Outre l'intrigue pleine de suspense et de mystères, j'ai beaucoup aimé la façon dont l'auteur nous décrit l'époque. On se rend compte que c'est une période charnière, que beaucoup de choses sont en train de changer et que rien ne sera plus jamais comme avant la guerre. Comme je le disais plus haut, il y a de l'insouciance et de la légèreté dans l'atmosphère comme dans les actes des protagonistes, mais on ressent aussi toute leur désillusion. Odalie l'explique très bien dans certains passages du livre.
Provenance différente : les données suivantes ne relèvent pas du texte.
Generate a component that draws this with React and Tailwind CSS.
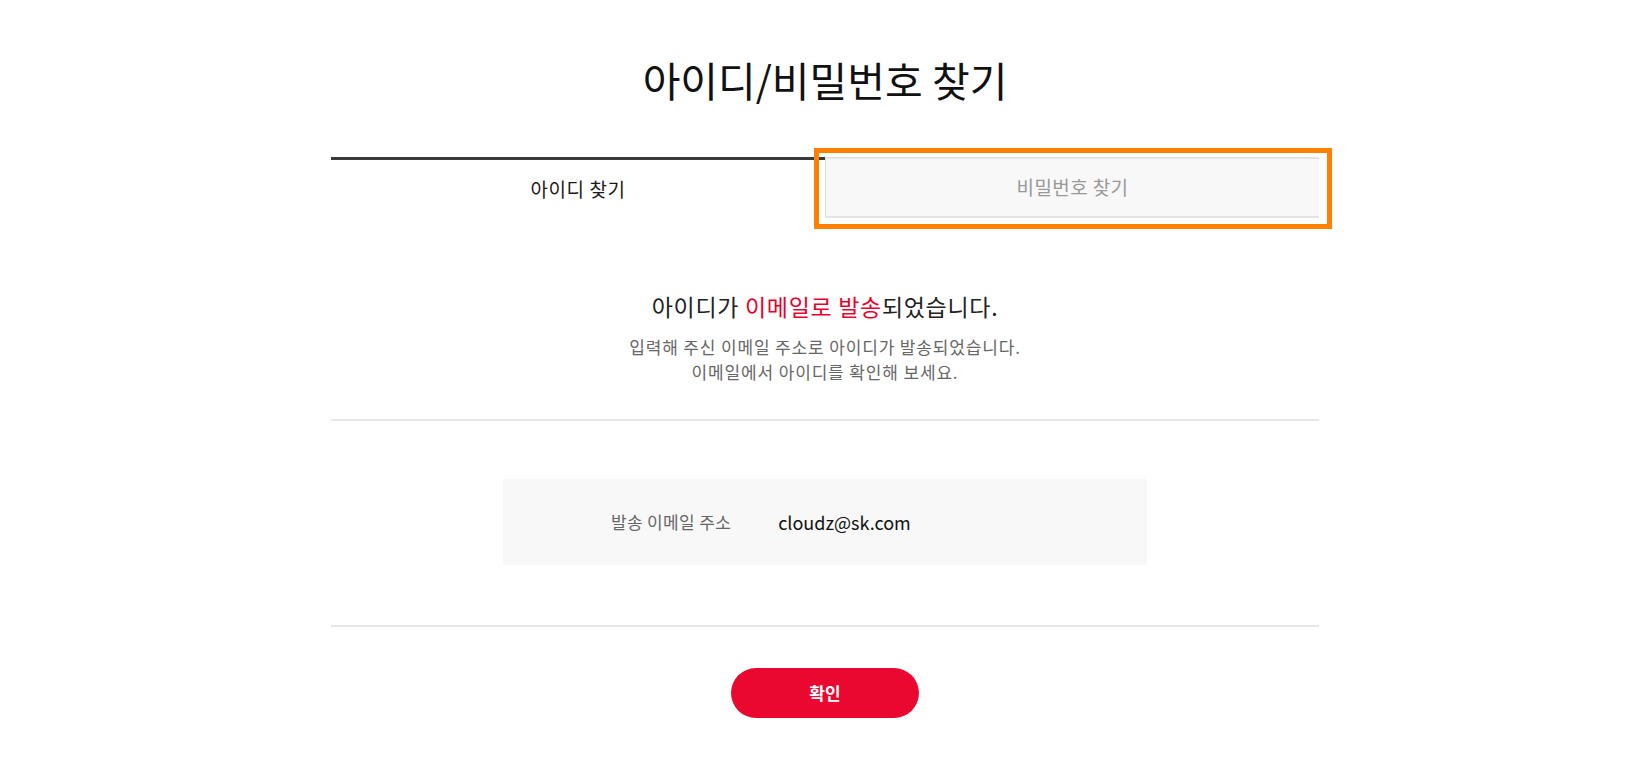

On a l'impression que tout le monde se voile la face, tente d'oublier quelque chose et l'ambiance si détendue et festive qui règne lors de toutes les soirées auxquelles Odalie et Rose assistent nous apparaît de plus en plus fausse, au fil des pages. C'est comme une comédie, une vaste blague auquel tout le monde jouerait sans se l'avouer. J'ai trouvé cela totalement fascinant !
L'écriture de l'auteur m'a vraiment beaucoup plu. D'ailleurs, j'ai noté des dizaines et des dizaines de passages et je vais avoir beaucoup de mal à faire un choix pour en sélectionner juste quelques uns. J'ai trouvé ce roman très bien écrit et la lecture en est fluide et agréable. Il n'y a pas de passages qui m'ont semblé longs ou inutiles. Tout a un sens. La construction de ce roman est brillante et bien pensée. On est totalement absorbé par l'histoire, si bien qu'on passe parfois à côté de choses évidentes. Il y a beaucoup de mystères et de suspense tout au long des pages et la fin est plus que troublante. On ressort de cette lecture un peu frustré car les questions se bousculent dans notre esprit. Je pense qu'il y a différentes façons d'interpréter les choses et je n'arrive pas bien à trancher et à savoir si ce parti pris me satisfait vraiment ou pas. En tout cas, ce qui est certain, c'est que ce roman m'a offert de belles heures d'évasion et je suis prête à retourner tout de suite dans les années folles !
En quelques mots :
Un roman surprenant et troublant qui nous transporte dans les années folles. Soirées clandestines, trafics, luxe et scandale, vous ne serez pas déçus du voyage !
"Ce qu'il y a, avec les règles,c'est que dès lors que vous en brisez une, vous ne tardez pas à en rompre d'autres, et forcément, la sévère architecture qui vous protégeait finit un jour ou l'autre par s'écrouler avec fracas."
"[...] j'avais du mal à empêcher mes pensées de vagabonder vers la fille assise à mes côtés. D'ordinaire, les gens mystérieux me rendaient nerveuse et je tâchais de les éviter. Je ne comprenais pas pour quelle raison il n'en allait pas de même avec Odalie. Comme tout le monde, je me laissais bêtement enivrer par son parfum de mystère."
"Ce fut une soirée agréable. En sortant du cinéma, nous décidâmes de regagner l'hôtel à pied. Odalie était convaincue que la marche me ragaillardirait. Nous remontâmes les avenurs d'un pas nonchalant, nous faufilant entre les chaises en rotin des terrasses de café. C'était peut être l'un des derniers jours de l'année où il faisait encore assez bon pour souper dehors, et il flottait dans l'air une sorte d'allégresse créée par les dîneurs déterminés à profiter de cette ultime douceur. Des flots de lumière jaune se déversaient de dessous les auvents, jetant des reflets dorés sous nos pieds et conférant aux visages des hommes et des femmes attablés des airs de citrouilles de Halloween éclairées de l'intérieur. Inconsciemment, nous glanions des bribes de conversations et des effluves de mets cuisinés au beurre et à l'ail. Comme les pigeons, nous picorions des miettes de l'ambiance de la rue."
"C'est drôle, j'ai souvent tenté d'imaginer combien le monde devait être différent à travers les yeux d'Odalie, les seuls à voir les ficelles de la magie. J'ai lu un jour dans un journal un article à propos de Houdini, dans lequel il disait que sa vie professionnelle n'avait été qu'une série de désillusions, et je ne peux m'empêcher de me demander aujourd'hui si Odalie ne portait pas le même regard sur le monde autour d'elle."
"Les religieuses disaient que la surface de peau exposée par une fille est directement proportionnelle à la noirceur de son coeur et à la faiblesse de son âme."
"Le doute, voyez-vous, est une nuisance dont il est extrêmement difficile de se débarrasser. Plus coriace que la pire des vermines, il s'infiltre par la plus infime des failles, et il devient quasiment impossible de s'en défaire."
"[...] c'était le monde qui s'adaptait à son rythme, et non l'inverse."